What this task involves:
Give every line back verbatim, dropping all images.

-=-=-=-=-

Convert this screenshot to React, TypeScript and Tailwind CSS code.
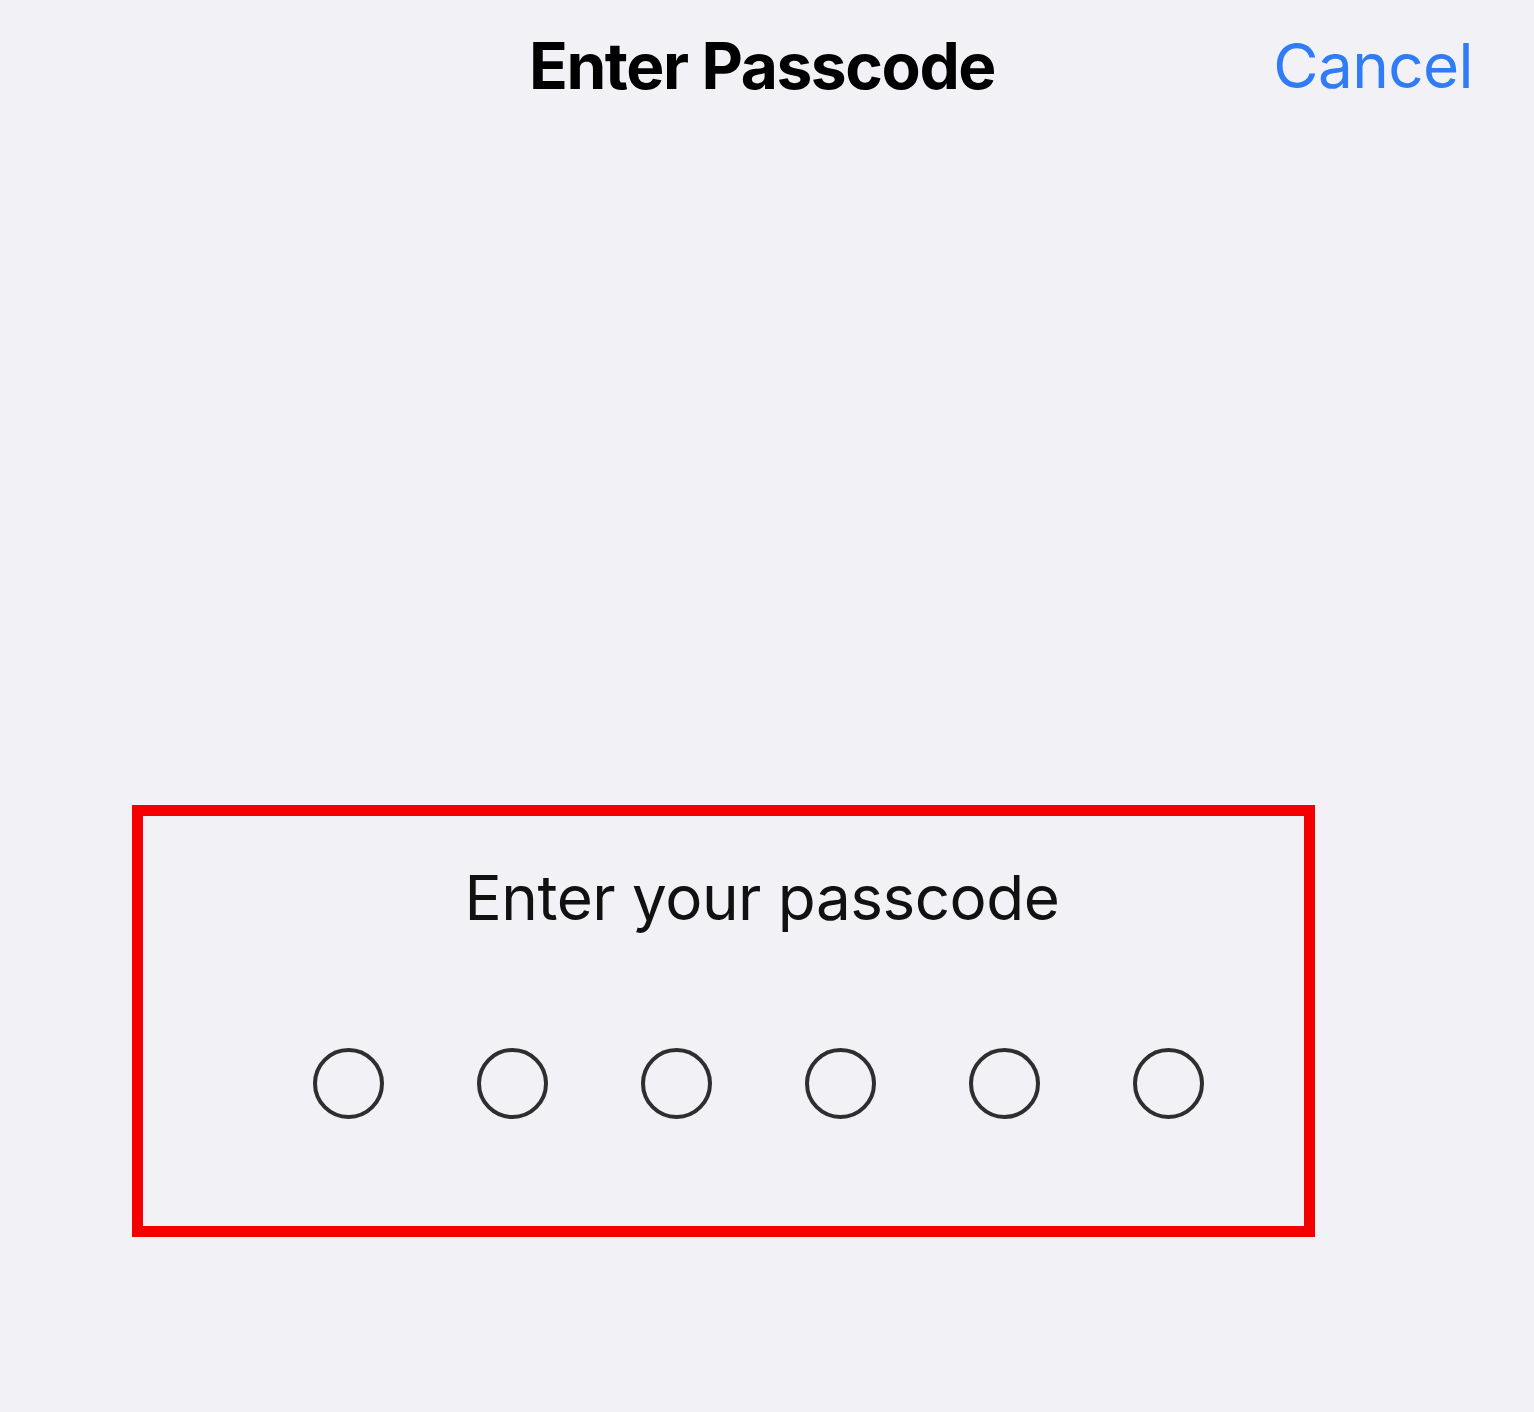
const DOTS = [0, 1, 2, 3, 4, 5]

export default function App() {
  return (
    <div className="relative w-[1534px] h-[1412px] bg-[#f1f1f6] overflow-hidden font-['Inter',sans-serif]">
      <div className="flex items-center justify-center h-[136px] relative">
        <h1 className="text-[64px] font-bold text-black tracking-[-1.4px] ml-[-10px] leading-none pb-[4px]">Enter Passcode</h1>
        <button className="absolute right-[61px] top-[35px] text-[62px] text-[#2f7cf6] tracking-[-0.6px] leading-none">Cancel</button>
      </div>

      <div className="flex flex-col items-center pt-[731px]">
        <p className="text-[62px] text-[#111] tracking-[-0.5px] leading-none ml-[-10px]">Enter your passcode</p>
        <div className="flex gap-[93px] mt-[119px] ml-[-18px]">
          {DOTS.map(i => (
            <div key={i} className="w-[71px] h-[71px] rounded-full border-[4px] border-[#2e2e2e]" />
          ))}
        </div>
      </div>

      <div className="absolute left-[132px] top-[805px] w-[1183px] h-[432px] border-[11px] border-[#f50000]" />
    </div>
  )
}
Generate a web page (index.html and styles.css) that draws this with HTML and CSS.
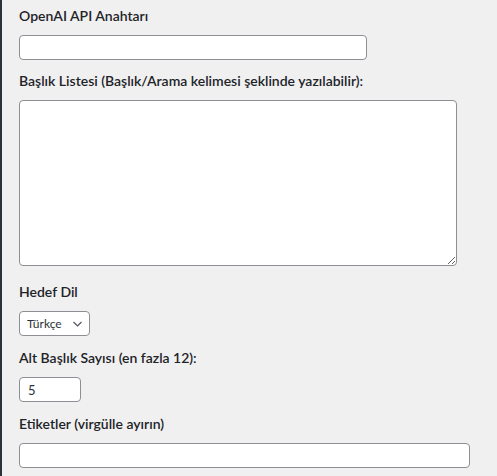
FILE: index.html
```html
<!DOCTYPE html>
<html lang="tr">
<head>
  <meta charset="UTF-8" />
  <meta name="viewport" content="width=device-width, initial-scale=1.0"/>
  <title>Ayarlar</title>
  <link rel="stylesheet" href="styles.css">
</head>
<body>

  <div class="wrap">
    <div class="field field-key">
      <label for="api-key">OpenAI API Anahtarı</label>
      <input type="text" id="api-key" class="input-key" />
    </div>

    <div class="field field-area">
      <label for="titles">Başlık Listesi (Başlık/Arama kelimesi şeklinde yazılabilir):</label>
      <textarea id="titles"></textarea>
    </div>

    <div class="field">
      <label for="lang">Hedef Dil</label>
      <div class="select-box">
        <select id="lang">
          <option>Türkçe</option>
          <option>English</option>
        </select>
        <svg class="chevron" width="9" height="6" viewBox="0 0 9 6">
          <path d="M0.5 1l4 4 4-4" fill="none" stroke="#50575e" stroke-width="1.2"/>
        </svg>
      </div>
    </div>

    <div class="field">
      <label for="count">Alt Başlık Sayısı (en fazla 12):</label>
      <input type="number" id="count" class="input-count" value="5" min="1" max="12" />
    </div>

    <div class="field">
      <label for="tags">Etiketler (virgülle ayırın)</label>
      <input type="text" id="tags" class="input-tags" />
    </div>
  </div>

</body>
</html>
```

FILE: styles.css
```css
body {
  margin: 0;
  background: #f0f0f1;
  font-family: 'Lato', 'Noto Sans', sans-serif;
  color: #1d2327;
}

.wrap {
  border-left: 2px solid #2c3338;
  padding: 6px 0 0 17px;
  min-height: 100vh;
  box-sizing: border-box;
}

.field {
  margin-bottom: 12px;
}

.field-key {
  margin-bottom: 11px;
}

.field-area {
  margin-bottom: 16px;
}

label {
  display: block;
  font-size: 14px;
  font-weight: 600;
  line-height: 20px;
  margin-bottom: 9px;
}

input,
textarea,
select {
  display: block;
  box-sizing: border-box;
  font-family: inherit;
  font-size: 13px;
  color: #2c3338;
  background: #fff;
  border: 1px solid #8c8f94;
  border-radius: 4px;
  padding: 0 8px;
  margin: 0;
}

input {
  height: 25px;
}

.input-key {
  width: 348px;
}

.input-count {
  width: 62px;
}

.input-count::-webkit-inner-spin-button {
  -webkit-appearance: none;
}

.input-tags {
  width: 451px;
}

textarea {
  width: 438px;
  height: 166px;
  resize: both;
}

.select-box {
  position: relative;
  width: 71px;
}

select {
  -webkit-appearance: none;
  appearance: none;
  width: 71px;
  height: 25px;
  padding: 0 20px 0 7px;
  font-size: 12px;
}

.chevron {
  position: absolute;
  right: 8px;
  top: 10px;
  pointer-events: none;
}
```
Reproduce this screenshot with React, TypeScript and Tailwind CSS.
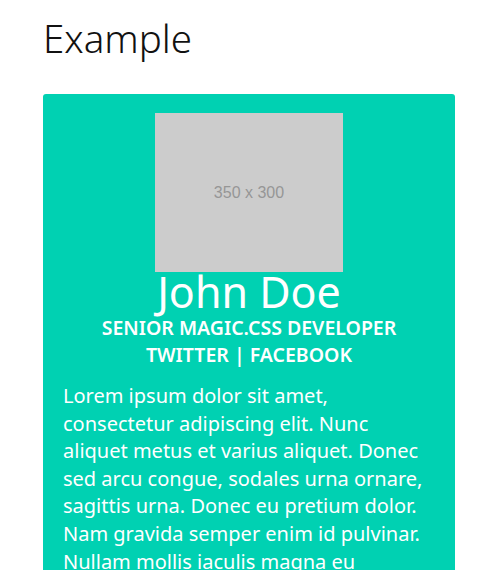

-=-=-=-=-

Answer in full:
Convert this screenshot to React, TypeScript and Tailwind CSS code.
const DOTS = [0, 1, 2, 3, 4, 5]

export default function App() {
  return (
    <div className="relative w-[1534px] h-[1412px] bg-[#f1f1f6] overflow-hidden font-['Inter',sans-serif]">
      <div className="flex items-center justify-center h-[136px] relative">
        <h1 className="text-[64px] font-bold text-black tracking-[-1.4px] ml-[-10px] leading-none pb-[4px]">Enter Passcode</h1>
        <button className="absolute right-[61px] top-[35px] text-[62px] text-[#2f7cf6] tracking-[-0.6px] leading-none">Cancel</button>
      </div>

      <div className="flex flex-col items-center pt-[731px]">
        <p className="text-[62px] text-[#111] tracking-[-0.5px] leading-none ml-[-10px]">Enter your passcode</p>
        <div className="flex gap-[93px] mt-[119px] ml-[-18px]">
          {DOTS.map(i => (
            <div key={i} className="w-[71px] h-[71px] rounded-full border-[4px] border-[#2e2e2e]" />
          ))}
        </div>
      </div>

      <div className="absolute left-[132px] top-[805px] w-[1183px] h-[432px] border-[11px] border-[#f50000]" />
    </div>
  )
}
Generate a web page (index.html and styles.css) that draws this with HTML and CSS.
FILE: index.html
```html
<!DOCTYPE html>
<html lang="tr">
<head>
  <meta charset="UTF-8" />
  <meta name="viewport" content="width=device-width, initial-scale=1.0"/>
  <title>Ayarlar</title>
  <link rel="stylesheet" href="styles.css">
</head>
<body>

  <div class="wrap">
    <div class="field field-key">
      <label for="api-key">OpenAI API Anahtarı</label>
      <input type="text" id="api-key" class="input-key" />
    </div>

    <div class="field field-area">
      <label for="titles">Başlık Listesi (Başlık/Arama kelimesi şeklinde yazılabilir):</label>
      <textarea id="titles"></textarea>
    </div>

    <div class="field">
      <label for="lang">Hedef Dil</label>
      <div class="select-box">
        <select id="lang">
          <option>Türkçe</option>
          <option>English</option>
        </select>
        <svg class="chevron" width="9" height="6" viewBox="0 0 9 6">
          <path d="M0.5 1l4 4 4-4" fill="none" stroke="#50575e" stroke-width="1.2"/>
        </svg>
      </div>
    </div>

    <div class="field">
      <label for="count">Alt Başlık Sayısı (en fazla 12):</label>
      <input type="number" id="count" class="input-count" value="5" min="1" max="12" />
    </div>

    <div class="field">
      <label for="tags">Etiketler (virgülle ayırın)</label>
      <input type="text" id="tags" class="input-tags" />
    </div>
  </div>

</body>
</html>
```

FILE: styles.css
```css
body {
  margin: 0;
  background: #f0f0f1;
  font-family: 'Lato', 'Noto Sans', sans-serif;
  color: #1d2327;
}

.wrap {
  border-left: 2px solid #2c3338;
  padding: 6px 0 0 17px;
  min-height: 100vh;
  box-sizing: border-box;
}

.field {
  margin-bottom: 12px;
}

.field-key {
  margin-bottom: 11px;
}

.field-area {
  margin-bottom: 16px;
}

label {
  display: block;
  font-size: 14px;
  font-weight: 600;
  line-height: 20px;
  margin-bottom: 9px;
}

input,
textarea,
select {
  display: block;
  box-sizing: border-box;
  font-family: inherit;
  font-size: 13px;
  color: #2c3338;
  background: #fff;
  border: 1px solid #8c8f94;
  border-radius: 4px;
  padding: 0 8px;
  margin: 0;
}

input {
  height: 25px;
}

.input-key {
  width: 348px;
}

.input-count {
  width: 62px;
}

.input-count::-webkit-inner-spin-button {
  -webkit-appearance: none;
}

.input-tags {
  width: 451px;
}

textarea {
  width: 438px;
  height: 166px;
  resize: both;
}

.select-box {
  position: relative;
  width: 71px;
}

select {
  -webkit-appearance: none;
  appearance: none;
  width: 71px;
  height: 25px;
  padding: 0 20px 0 7px;
  font-size: 12px;
}

.chevron {
  position: absolute;
  right: 8px;
  top: 10px;
  pointer-events: none;
}
```
Reproduce this screenshot with React, TypeScript and Tailwind CSS.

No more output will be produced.